Created: Thursday, February 21, 2008 12:00 a.m. CDT
Updated: Wednesday, May 20, 2009 12:47 p.m. CDT
FONT SIZE:

Climbing the family tree

By Jessica Grayjgray@bcrnews.com

NEPONSET — “The past is not dead. It isn’t even past,” so said the author William Faulkner.

Bob Weber, 82, of Neponset found that phrase to be true 40 years ago when he first began to research his family history. His research began with the son of his great, great, great, great grandfather, Henry Weber. Bob Weber learned his ancestor had joined in the 14th Illinois Cavalry and fought in the Civil War.

“He rode a horse from Geneseo to Macon, Ga., and was captured and put in Andersonville Prison for six months with a bad knee. He was later exchanged for southern soldiers and was sent home,” Weber said.

After sending in a request for any information of Henry from the Congressional Records, Weber’s interest in genealogy was born. Years later he went to visit Andersonville Prison and was able to see the conditions his ancestor survived in for so long.

Since then he’s learned a great deal about his family — he’s traced the Weber family tree back to 1776 in Germany.

“It’s kind of like a jigsaw puzzle. I get a piece here; I get a piece there, and I put it all together. I’ve collected them all and kept my own book. I’ve got a closet full of stuff that I’ve collected through the years,” Weber said.

One of Henry’s sons, Freeman Weber married and had a son, Dr. A.D. Weber, the eventual Dean of Agriculture at Kansas State College. A.D. Weber was the first American to judge the steer class at the International Livestock Show in Chicago; there were 800 steers in this class. He judged the show for 11 years, Weber said.

Another interesting relative, was James Russell, a grandfather four times removed, who fought with the Duke of Wellington at the Battle of Waterloo, Weber said.

Russell’s son, Thomas, eventually married and moved to America. He and his wife, Rebecca, landed in Quebec, Canada, and took a train to Chicago. From there they walked to Valpraiso, Ind., before settling down.
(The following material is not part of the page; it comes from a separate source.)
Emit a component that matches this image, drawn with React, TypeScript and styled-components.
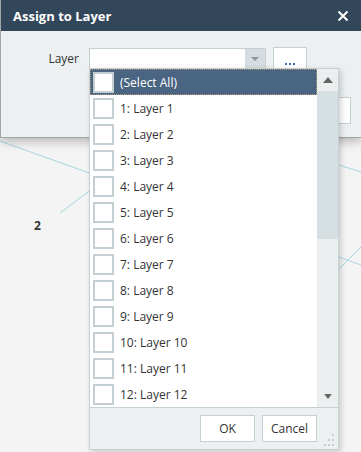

“Thomas got a job in a brick factory as a laborer because he couldn’t read or write. When the Civil War was going on he left his wife and family and joined the 138th Indiana Infantry,” Weber said.

Thomas fought in the Battle of Vicksburg and later joined in General William Tecumseh Sherman’s march to the sea in 1864. He arrived in Washington, D.C., without being wounded, Weber said.
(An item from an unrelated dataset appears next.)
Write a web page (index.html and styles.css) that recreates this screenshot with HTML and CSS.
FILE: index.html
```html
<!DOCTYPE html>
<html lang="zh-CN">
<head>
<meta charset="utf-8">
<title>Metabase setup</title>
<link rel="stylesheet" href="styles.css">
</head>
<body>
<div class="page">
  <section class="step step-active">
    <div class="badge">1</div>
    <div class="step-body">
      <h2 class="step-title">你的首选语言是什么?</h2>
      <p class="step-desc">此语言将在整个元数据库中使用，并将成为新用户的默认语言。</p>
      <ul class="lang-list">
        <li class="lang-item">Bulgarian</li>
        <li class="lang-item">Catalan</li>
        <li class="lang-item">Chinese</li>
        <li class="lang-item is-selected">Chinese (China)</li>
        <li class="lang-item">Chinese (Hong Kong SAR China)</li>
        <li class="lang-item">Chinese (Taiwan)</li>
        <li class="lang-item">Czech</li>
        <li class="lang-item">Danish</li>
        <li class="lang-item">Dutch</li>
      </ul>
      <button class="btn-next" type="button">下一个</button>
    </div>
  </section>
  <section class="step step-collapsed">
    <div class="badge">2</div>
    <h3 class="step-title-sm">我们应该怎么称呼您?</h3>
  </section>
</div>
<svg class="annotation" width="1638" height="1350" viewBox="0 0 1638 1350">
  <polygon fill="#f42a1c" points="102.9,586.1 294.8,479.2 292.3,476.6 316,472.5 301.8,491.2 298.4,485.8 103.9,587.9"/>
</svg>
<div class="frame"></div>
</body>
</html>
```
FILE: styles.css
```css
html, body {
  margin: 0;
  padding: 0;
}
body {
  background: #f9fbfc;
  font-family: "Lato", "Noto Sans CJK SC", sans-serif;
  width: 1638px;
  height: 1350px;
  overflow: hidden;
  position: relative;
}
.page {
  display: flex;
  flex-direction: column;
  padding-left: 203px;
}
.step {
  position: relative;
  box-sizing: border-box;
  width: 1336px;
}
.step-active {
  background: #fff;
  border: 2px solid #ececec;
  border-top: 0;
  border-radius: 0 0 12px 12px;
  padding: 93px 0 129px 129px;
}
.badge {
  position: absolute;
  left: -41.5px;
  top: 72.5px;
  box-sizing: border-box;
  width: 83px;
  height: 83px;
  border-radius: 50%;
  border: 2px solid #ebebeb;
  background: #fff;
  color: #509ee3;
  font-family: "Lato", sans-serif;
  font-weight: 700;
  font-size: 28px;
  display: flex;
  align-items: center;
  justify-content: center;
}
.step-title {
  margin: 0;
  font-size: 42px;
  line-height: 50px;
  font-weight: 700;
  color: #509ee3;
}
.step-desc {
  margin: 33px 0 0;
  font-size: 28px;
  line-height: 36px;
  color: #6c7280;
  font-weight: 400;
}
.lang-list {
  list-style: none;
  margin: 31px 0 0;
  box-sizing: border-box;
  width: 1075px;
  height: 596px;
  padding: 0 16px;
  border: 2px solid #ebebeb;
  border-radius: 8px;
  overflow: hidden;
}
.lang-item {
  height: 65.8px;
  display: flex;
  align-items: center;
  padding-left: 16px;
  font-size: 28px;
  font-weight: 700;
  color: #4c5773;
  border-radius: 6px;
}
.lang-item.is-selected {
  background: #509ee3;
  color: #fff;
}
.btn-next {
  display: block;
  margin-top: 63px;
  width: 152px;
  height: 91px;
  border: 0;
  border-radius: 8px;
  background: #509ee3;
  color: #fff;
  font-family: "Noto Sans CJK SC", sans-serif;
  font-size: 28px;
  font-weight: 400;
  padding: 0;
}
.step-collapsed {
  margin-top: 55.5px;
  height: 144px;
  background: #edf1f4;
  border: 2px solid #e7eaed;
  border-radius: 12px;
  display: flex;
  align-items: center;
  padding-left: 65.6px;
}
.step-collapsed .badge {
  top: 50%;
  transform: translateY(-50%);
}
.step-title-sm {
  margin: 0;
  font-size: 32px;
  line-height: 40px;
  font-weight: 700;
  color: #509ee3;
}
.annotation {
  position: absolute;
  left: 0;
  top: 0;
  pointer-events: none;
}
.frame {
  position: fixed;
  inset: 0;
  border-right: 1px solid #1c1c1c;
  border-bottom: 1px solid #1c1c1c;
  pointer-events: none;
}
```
When his service was completed, he walked back to Valpraiso, Ind., and the next year he and his wife had their fifth child, Bob.
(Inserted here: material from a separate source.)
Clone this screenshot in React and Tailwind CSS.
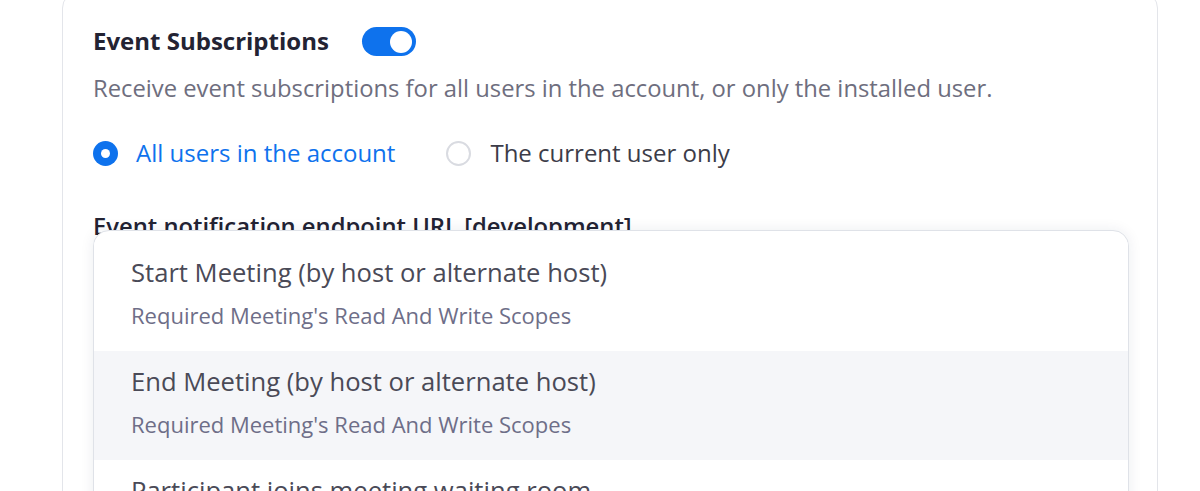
export default function App() {
  const font = { fontFamily: '"Open Sans", "Noto Sans", sans-serif' }
  const events = [
    { title: 'Start Meeting (by host or alternate host)', sub: "Required Meeting's Read And Write Scopes" },
    { title: 'End Meeting (by host or alternate host)', sub: "Required Meeting's Read And Write Scopes", active: true },
    { title: 'Participant joins meeting waiting room', sub: "Required Meeting's Read And Write Scopes" },
  ]

  return (
    <div className="h-[491px] w-[1200px] overflow-hidden bg-white" style={font}>
      <div className="relative ml-[62px] mr-[42px] mt-[-8px] h-[560px] rounded-2xl border border-[#e3e5ea] bg-white px-[30px] pt-[34px]">
        <div className="flex h-[29px] items-center">
          <h2 className="-mt-[2px] text-[24px] font-bold leading-[32px] text-[#232333]">Event Subscriptions</h2>
          {/* toggle, on */}
          <div className="ml-[33px] flex h-[29px] w-[54px] items-center justify-end rounded-full bg-[#0e72ed] pr-[4px]">
            <div className="h-[22px] w-[22px] rounded-full bg-white" />
          </div>
        </div>

        <p className="mt-[16px] text-[23.8px] leading-[32px] text-[#6e6e7e]">
          Receive event subscriptions for all users in the account, or only the installed user.
        </p>

        <div className="mt-[33px] flex h-[32px] items-center text-[24px] leading-[32px]">
          <label className="flex items-center">
            <span className="flex h-[25px] w-[25px] items-center justify-center rounded-full bg-[#0e72ed]">
              <span className="h-[9px] w-[9px] rounded-full bg-white" />
            </span>
            <span className="ml-[18px] text-[#0e72ed]">All users in the account</span>
          </label>
          <label className="ml-[51px] flex items-center">
            <span className="h-[25px] w-[25px] rounded-full border-2 border-[#d9dbe1] bg-white" />
            <span className="ml-[19px] text-[#3c3c48]">The current user only</span>
          </label>
        </div>

        <h3 className="mt-[41px] text-[23.8px] font-semibold leading-[32px] text-[#232333]">
          Event notification endpoint URL [development]
        </h3>

        {/* open event type dropdown */}
        <div className="absolute left-[30px] top-[237px] w-[1036px] overflow-hidden rounded-2xl border border-[#dfe2e8] bg-white pt-[11px] shadow-[0_0_14px_rgba(30,40,80,0.08)]">
          {events.map((ev) => (
            <div
              key={ev.title}
              className={`h-[109px] px-[37px] pt-[15px] ${ev.active ? 'bg-[#f5f6f9]' : 'bg-white'}`}
            >
              <div className="text-[25.6px] leading-[32px] text-[#4a4a57]">{ev.title}</div>
              <div className="mt-[12px] text-[22px] leading-[28px] text-[#6e6e88]">{ev.sub}</div>
            </div>
          ))}
        </div>
      </div>
    </div>
  )
}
“When Bob was 1 year old, Thomas put his wife and five children in a wagon pulled by two horses and drove 600 miles to Kansas and homesteaded a farm in Atchison County, Kansas. Thomas and his wife had five more children after they arrived in Kansas,” Weber said.

Yet another grandfather, three times removed, was Frederick Roach, who helped move the Kickapoo Indians from Tiskilwa to Kansas in the Trail of Tears, Weber said. Roach served as an Indian agent for the Kickapoo Indians in Kansas.

Weber said his greatest find in 40 years of family research was to learn that he had five great, great grandfathers who served in the Civil War in the north and another family who was a general in the Mexican War, who also served in the Civil War.

Weber said he enjoys putting these stories together, piece by piece, and hopes to pass on all he’s collected to his granddaughter, Joy Hernandez, in the hopes she, too, will carry on their family history.

“I enjoy putting this all together and finding out more and more about our family,” he said.